Convene 2026: Social Value Through Business
Social performance is now part of business strategy, connecting social value with business value. That's why it's the theme of our conference this year.
Business is undergoing a fundamental shift in how value is defined. For decades, performance was measured in margins, growth curves, and shareholder returns. That's no longer enough. Social performance has become part of core business strategy - a driver of resilience, talent attraction, contract wins, and competitive advantage.
This is the context for Social Value Through Business, the defining theme of Convene 2026. Not because it's aspirational or because it’s a trend. There’s a shift already happening in how serious organisations think about performance – connecting social value with business value. Those that understand it earliest will lead.
Now in its 12th year, Convene is the national conference bringing together social entrepreneurs, business, and government professionals in the social enterprise and social performance sector. Join us in Brisbane on Tuesday 20 & Wednesday 21 October.
Defining "Social Value Through Business"
Social value is how a business creates measurable impact for people through its everyday operations. Not as an add-on, but through how it hires, procures, sells, and grows.
It's the recognition that inclusive, engaged, purposeful organisations consistently outperform those that aren't.
Social performance is fundamentally about people. It addresses this main question: how does your organisation operate in a way that creates value for the people your business touches and how does that, in turn, create value for you?
When put into practice, social performance shows up in your workforce; in who gets a seat at your supplier table; in how customers are engaged and represented; in the strength and reciprocity of relationships with community.
Social performance is the discipline of designing, measuring, and continuously improving this impact. It connects workforce inclusion, supply chain diversity, customer engagement, and community relationships into a single, strategic loop.
Organisations that perform best for people perform best in business.
Why social value matters now
The timing of Convene 2026 is not coincidental. Several forces are converging to make social performance a strategic imperative across all industries.
When brands pair social commitments with functional excellence, consumer preference jumps from 42% to 70% (Harvard Business Review). Social performance isn't a reputational nice-to-have. It's a commercial imperative.
Governments are directing business to do good: Across Australia and globally, policy is increasingly directing businesses toward social outcomes. Procurement frameworks are evolving to prioritise social enterprises and diverse suppliers. Employment initiatives are targeting equitable access. It is shaping who wins contracts, who gets funded, and who gets to grow, moving from aspirational guidelines to contractual obligations.
People are driving the shift: Workforces are more values-driven than ever. Customers are more discerning. Communities are more vocal. Inclusion, equity, and fairness are no longer “nice to have” qualities, they are expectations.
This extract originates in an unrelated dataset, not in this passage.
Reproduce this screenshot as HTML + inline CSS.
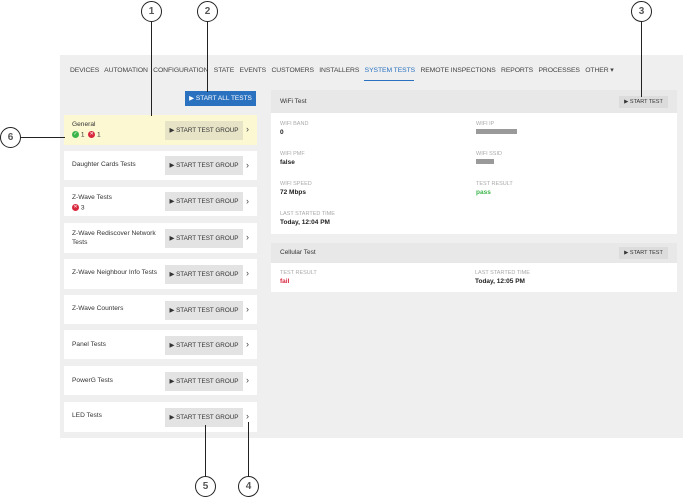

Put simply: inclusion is not just good ethics, it’s good economics. 64% of consumers buy or avoid brands based on their beliefs about what a company stands for (Edelman Trust Barometer, 2025). Stand for something good and measurable.
The cost of inaction is real and measurable: Organisations that fail to engage meaningfully with social performance face increasing exposure. The cost shows up in:
- missed opportunities and lost contracts
- reputational damage
- difficulty attracting and retaining talent
- supply chain fragility
- failing to meet regulatory or procurement requirements
- weaker community licence to operate
Profit and purpose, without it it's a risk
Business doesn’t have to give up its profit motive to deliver social impact. Profit and social impact are not mutually exclusive - when done well and strategically, they are mutually reinforcing.
Social performance risk IS financial risk. Human rights IS business strategy. Social cohesion IS an economic variable. The risks of inaction are material to profitability - risk and opportunity in this work are inseparable. It’s not only the right thing to do, but also the smart thing to do.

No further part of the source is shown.